So I have this class that represents a thing that can be created or loaded and saved, it's nice and encapsulated - it has a couple of properties that are private with public getters and setters. Nothing special, when I load this thing - properties get set directly, when I create it - I use property setters that do some sanitization and validation.
Now the question. I also, for performance reasons, need to bulk load these things.
1st, where could I put such method? It doesn't really belong on the things class, I mean static <Thing[]>Thing.Load(keys[]) doesn't look right at all.
2nd, how would I initialize these things? I don't want to use the public setters, because, as I mentioned, they do some checking that's necessary only the first time, when I'm loading it from the storage, everything is already sane. I also don't want to expose the properties publicly. Currently I have a constructor that takes all properties and sets them directly, but that's ugly.

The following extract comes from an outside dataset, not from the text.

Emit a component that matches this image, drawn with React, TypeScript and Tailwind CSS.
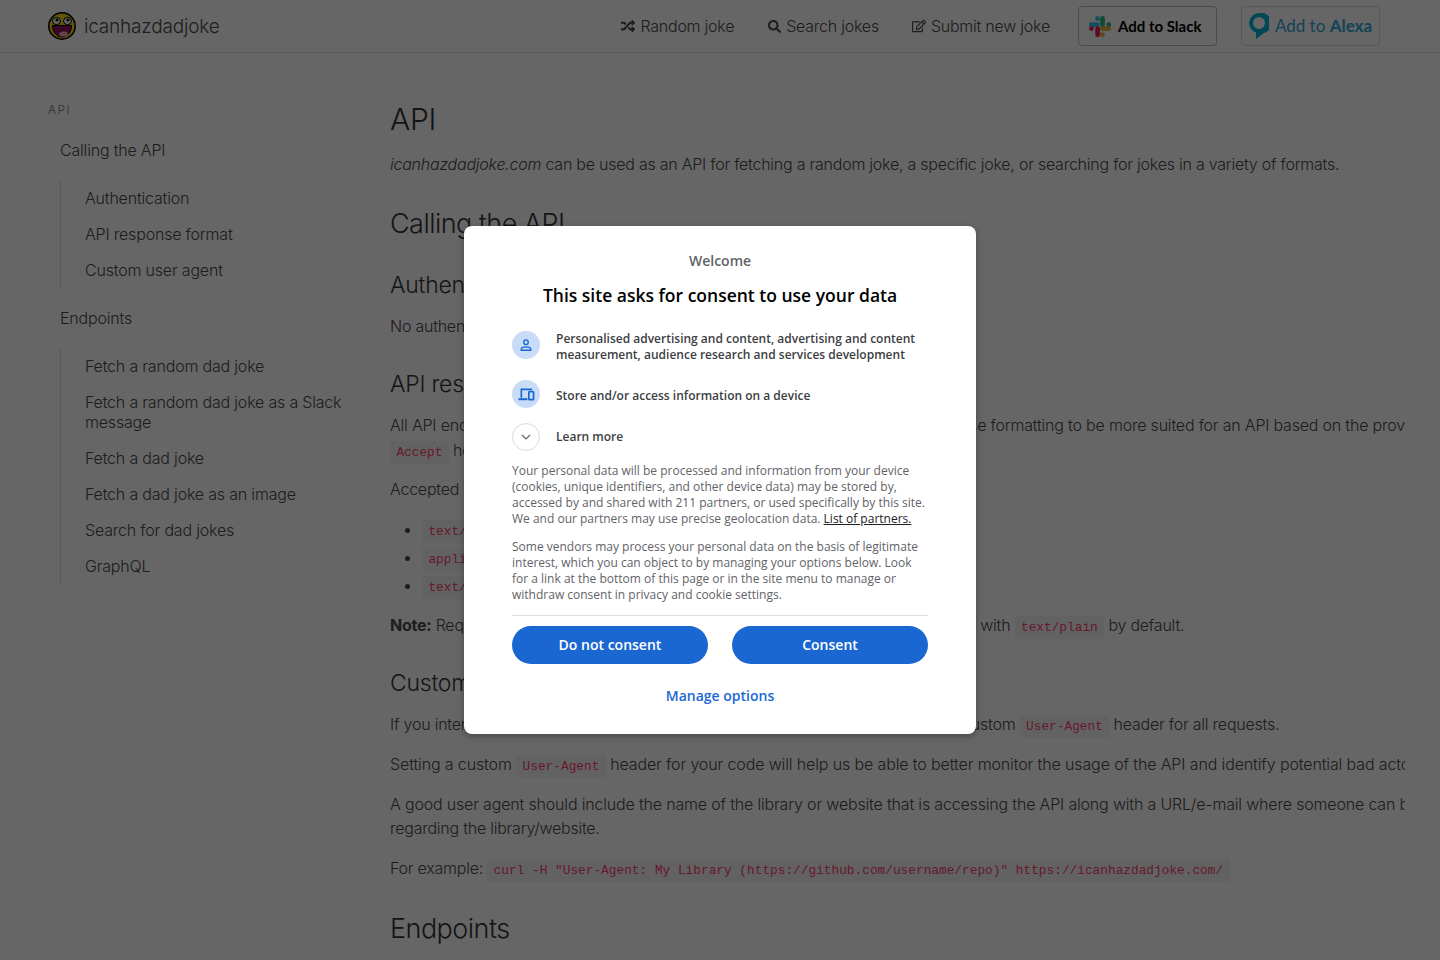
import React from "react";
import { FaRandom, FaSearch, FaRegEdit } from "react-icons/fa";

const Code = ({ children }: { children: React.ReactNode }) => (
  <code className="bg-[#f5f5f5] text-[#ff4070] px-[6.4px] py-[4px] text-[12.8px] leading-none tracking-normal font-['Liberation_Mono',monospace]">{children}</code>
);

const Face = () => (
  <svg viewBox="0 0 28 28" className="w-7 h-7 shrink-0">
    <circle cx="14" cy="14" r="13.2" fill="#f7d51d" stroke="#000" strokeWidth="1.5" />
    <ellipse cx="8.5" cy="9" rx="4" ry="3.6" fill="#fff" stroke="#000" strokeWidth="1" />
    <ellipse cx="19.5" cy="9" rx="4" ry="3.6" fill="#fff" stroke="#000" strokeWidth="1" />
    <circle cx="9" cy="8" r="1.6" fill="#000" />
    <circle cx="20" cy="8" r="1.6" fill="#000" />
    <path d="M4.5 13.5 H23.5 C23.5 20 19.5 25 14 25 C8.5 25 4.5 20 4.5 13.5Z" fill="#8e0f5c" stroke="#000" strokeWidth="1" />
    <ellipse cx="15.5" cy="22" rx="4.5" ry="2.6" fill="#f5a3c0" />
  </svg>
);

const Slack = () => (
  <svg viewBox="0 0 54 54" className="w-[23px] h-[23px] shrink-0">
    <path fill="#36c5f0" d="M19.7 2.5a5.5 5.5 0 0 0 0 11h5.5V8a5.5 5.5 0 0 0-5.5-5.5zM19.7 17.2H5a5.5 5.5 0 0 0 0 11h14.7a5.5 5.5 0 0 0 0-11z" />
    <path fill="#2eb67d" d="M52 22.7a5.5 5.5 0 0 0-11 0v5.5h5.5a5.5 5.5 0 0 0 5.5-5.5zM37.3 22.7V8a5.5 5.5 0 0 0-11 0v14.7a5.5 5.5 0 0 0 11 0z" />
    <path fill="#ecb22e" d="M31.8 52a5.5 5.5 0 0 0 0-11h-5.5v5.5a5.5 5.5 0 0 0 5.5 5.5zM31.8 37.3h14.7a5.5 5.5 0 0 0 0-11H31.8a5.5 5.5 0 0 0 0 11z" />
    <path fill="#e01e5a" d="M0 31.8a5.5 5.5 0 0 0 11 0v-5.5H5.5A5.5 5.5 0 0 0 0 31.8zM14.7 31.8v14.7a5.5 5.5 0 0 0 11 0V31.8a5.5 5.5 0 0 0-11 0z" />
  </svg>
);

const Alexa = () => (
  <svg viewBox="0 0 20 26" className="w-[20px] h-[26px] shrink-0">
    <path fill="#00b4d8" fillRule="evenodd" d="M10 0a10 10 0 0 0-3 19.5V26l7-5.6A10 10 0 0 0 10 0zm0 4a6 6 0 1 1 0 12 6 6 0 0 1 0-12z" />
  </svg>
);

const NavItem = ({ icon, label, size }: { icon: React.ReactNode; label: string; size: string }) => (
  <a className="flex items-center gap-[5px] text-[16px] tracking-[-0.015em] text-[#4a4a4a]">
    <span className={`${size} text-[#4a4a4a]`}>{icon}</span>
    {label}
  </a>
);

const MenuRow = ({ children }: { children: React.ReactNode }) => (
  <li className="px-3 py-2 leading-5 text-[16px] tracking-[-0.012em] text-[#4a4a4a]">{children}</li>
);

const P = ({ children, className = "" }: { children: React.ReactNode; className?: string }) => (
  <p className={`whitespace-nowrap ${className}`}>{children}</p>
);

const RowIcon = ({ children }: { children: React.ReactNode }) => (
  <span className="w-7 h-7 rounded-full bg-[#c8dcf7] flex items-center justify-center shrink-0">{children}</span>
);

export default function App() {
  return (
    <div className="relative h-[960px] overflow-hidden bg-white text-[#4a4a4a] font-['Inter',sans-serif] font-light">
      <header className="h-[53px] border-b border-[#e8e8e8] flex items-center px-12 pr-[60px]">
        <div className="flex items-center gap-2">
          <Face />
          <span className="text-[19px] tracking-[-0.01em] mt-[3px] text-[#4a4a4a]">icanhazdadjoke</span>
        </div>
        <nav className="ml-auto flex items-center">
          <NavItem size="text-[14px]" icon={<FaRandom />} label="Random joke" />
          <div className="w-[34px]" />
          <NavItem size="text-[13px]" icon={<FaSearch />} label="Search jokes" />
          <div className="w-[33px]" />
          <NavItem size="text-[14px]" icon={<FaRegEdit />} label="Submit new joke" />
          <div className="w-[28px]" />
          <a className="w-[139px] h-10 border border-[#bbb] rounded-[4px] flex items-center pl-[10px] gap-[6px] text-[15px] font-bold text-[#000] font-['Lato',sans-serif]">
            <Slack />
            Add to Slack
          </a>
          <div className="w-6" />
          <a className="w-[139px] h-10 border border-[#ddd] rounded-[4px] flex items-center justify-center gap-[6px] text-[17px] text-[#31a8d8] font-normal font-['Lato',sans-serif]">
            <Alexa />
            <span>Add to <span className="font-bold">Alexa</span></span>
          </a>
        </nav>
      </header>

      <div className="flex">
        <aside className="w-[390px] shrink-0 pl-12 pr-6 pt-[49px]">
          <p className="text-[12px] leading-4 tracking-[0.12em] text-[#7a7a7a] mb-[14px]">API</p>
          <ul>
            <MenuRow>Calling the API</MenuRow>
            <ul className="ml-3 my-3 border-l border-[#dbdbdb] pl-3">
              <MenuRow>Authentication</MenuRow>
              <MenuRow>API response format</MenuRow>
              <MenuRow>Custom user agent</MenuRow>
            </ul>
            <MenuRow>Endpoints</MenuRow>
            <ul className="ml-3 my-3 border-l border-[#dbdbdb] pl-3">
              <MenuRow>Fetch a random dad joke</MenuRow>
              <MenuRow>Fetch a random dad joke as a Slack message</MenuRow>
              <MenuRow>Fetch a dad joke</MenuRow>
              <MenuRow>Fetch a dad joke as an image</MenuRow>
              <MenuRow>Search for dad jokes</MenuRow>
              <MenuRow>GraphQL</MenuRow>
            </ul>
          </ul>
        </aside>

        <main className="w-[1015px] overflow-hidden pt-[48px] text-[16px] leading-6 tracking-[-0.015em] text-[#4a4a4a]">
          <h1 className="text-[30px] leading-9 text-[#363636]">API</h1>
          <P className="mt-[15px]"><em>icanhazdadjoke.com</em> can be used as an API for fetching a random joke, a specific joke, or searching for jokes in a variety of formats.</P>
          <h2 className="text-[27px] leading-8 tracking-[-0.02em] text-[#363636] mt-[32px]">Calling the API</h2>
          <h3 className="text-[23px] leading-8 text-[#363636] mt-[29px]">Authentication</h3>
          <P className="mt-[13px]">No authentication is required to use the API.</P>
          <h3 className="text-[23px] leading-8 text-[#363636] mt-[30px]">API response format</h3>
          <P className="mt-[13px] tracking-[-0.0125em]">All API endpoints follow their respective browser URLs, but we adjust the response formatting to be more suited for an API based on the provided HTTP</P>
          <P className="mt-[1px]"><Code>Accept</Code> header.</P>
          <P className="mt-[15px]">Accepted</P>
          <ul className="list-disc pl-[32px] mt-[16px] space-y-[4px]">
            <li className="h-6"><Code>text/html</Code></li>
            <li className="h-6"><Code>application/json</Code></li>
            <li className="h-6"><Code>text/plain</Code></li>
          </ul>
          <P className="mt-[16px]"><strong className="font-bold">Note:</strong> Requests that do not set an Accept header will receive a response returned with <Code>text/plain</Code> by default.</P>
          <h3 className="text-[23px] leading-8 text-[#363636] mt-[30px]">Custom user agent</h3>
          <P className="mt-[13px] tracking-[-0.014em]">If you intend on using the icanhazdadjoke.com API we kindly ask that you set a custom <Code>User-Agent</Code> header for all requests.</P>
          <P className="mt-[16px] tracking-[-0.008em]">Setting a custom <Code>User-Agent</Code> header for your code will help us be able to better monitor the usage of the API and identify potential bad actors.</P>
          <P className="mt-[16px] tracking-[-0.011em]">A good user agent should include the name of the library or website that is accessing the API along with a URL/e-mail where someone can be contacted</P>
          <P>regarding the library/website.</P>
          <P className="mt-[16px]">For example: <Code>curl -H "User-Agent: My Library (https://github.com/username/repo)" https://icanhazdadjoke.com/</Code></P>
          <h2 className="text-[27px] leading-8 tracking-[-0.02em] text-[#363636] mt-[33px]">Endpoints</h2>
        </main>
      </div>

      <div className="absolute inset-0 bg-black/60 flex items-center justify-center font-['Open_Sans',sans-serif] font-normal">
        <div className="w-[512px] h-[508px] bg-white rounded-lg shadow-[0_2px_6px_rgba(0,0,0,0.3)] px-12 pt-[26px] text-[12px] leading-4">
          <p className="text-center text-[14px] leading-[18px] font-semibold text-[#5f6368]">Welcome</p>
          <h2 className="text-center text-[17.5px] leading-6 font-semibold text-[#000] mt-[13px]">This site asks for consent to use your data</h2>
          <div className="flex items-start gap-4 mt-[24px]">
            <RowIcon>
              <svg viewBox="0 0 16 16" className="w-[14px] h-[14px]" fill="none" stroke="#1a67d2" strokeWidth="1.5"><circle cx="8" cy="4.8" r="2.6" /><path d="M2.5 14v-1.2c0-1.6 2.6-2.6 5.5-2.6s5.5 1 5.5 2.6V14z" /></svg>
            </RowIcon>
            <p className="font-semibold text-[#3c4043]">Personalised advertising and content, advertising and content<br />measurement, audience research and services development</p>
          </div>
          <div className="flex items-start gap-4 mt-[17px]">
            <RowIcon>
              <svg viewBox="0 0 18 16" className="w-[17px] h-[15px]" fill="none" stroke="#1a67d2" strokeWidth="1.8"><path d="M15 2.5H3.5v9" /><path d="M0.5 13h9.5" strokeWidth="2.2" /><rect x="11.5" y="5" width="5" height="8.5" rx="0.7" /></svg>
            </RowIcon>
            <p className="font-semibold text-[#3c4043] mt-[8px]">Store and/or access information on a device</p>
          </div>
          <div className="flex items-center gap-4 mt-[15px]">
            <span className="w-7 h-7 rounded-full border border-[#dadce0] flex items-center justify-center shrink-0">
              <svg viewBox="0 0 12 12" className="w-3 h-3" fill="none" stroke="#5f6368" strokeWidth="1.2"><path d="M2 4l4 4 4-4" /></svg>
            </span>
            <p className="font-semibold text-[#3c4043]">Learn more</p>
          </div>
          <p className="text-[#5f6368] mt-[12px]">Your personal data will be processed and information from your device<br />(cookies, unique identifiers, and other device data) may be stored by,<br />accessed by and shared with 211 partners, or used specifically by this site.<br />We and our partners may use precise geolocation data. <a className="underline text-[#202124]">List of partners.</a></p>
          <p className="text-[#5f6368] mt-[12px]">Some vendors may process your personal data on the basis of legitimate<br />interest, which you can object to by managing your options below. Look<br />for a link at the bottom of this page or in the site menu to manage or<br />withdraw consent in privacy and cookie settings.</p>
          <div className="border-t border-[#dadce0] mt-[12px] pt-[10px] flex gap-6">
            <button className="flex-1 h-[38px] rounded-full bg-[#1a67d2] text-white text-[14px] font-semibold">Do not consent</button>
            <button className="flex-1 h-[38px] rounded-full bg-[#1a67d2] text-white text-[14px] font-semibold">Consent</button>
          </div>
          <p className="text-center text-[14px] leading-5 font-semibold text-[#1a67d2] mt-[22px]">Manage options</p>
        </div>
      </div>
    </div>
  );
}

It's strange that no one suggested this, but obviously what you do to solve the 2nd problem, is to leave the public setters as they are - public, but instead of having private(C#)/protected(C#)/private(Java) properties you make them internal(C#)/protected(Java)! This way when you bulk load the Things you can use properties directly, bypassing setters.
Name:
Anonymous2010-07-10 11:02
>>1
Hackish way: reinterpret_cast. SCALABLE ENTERPRISE SOLUTION: Move the validation to a separate class.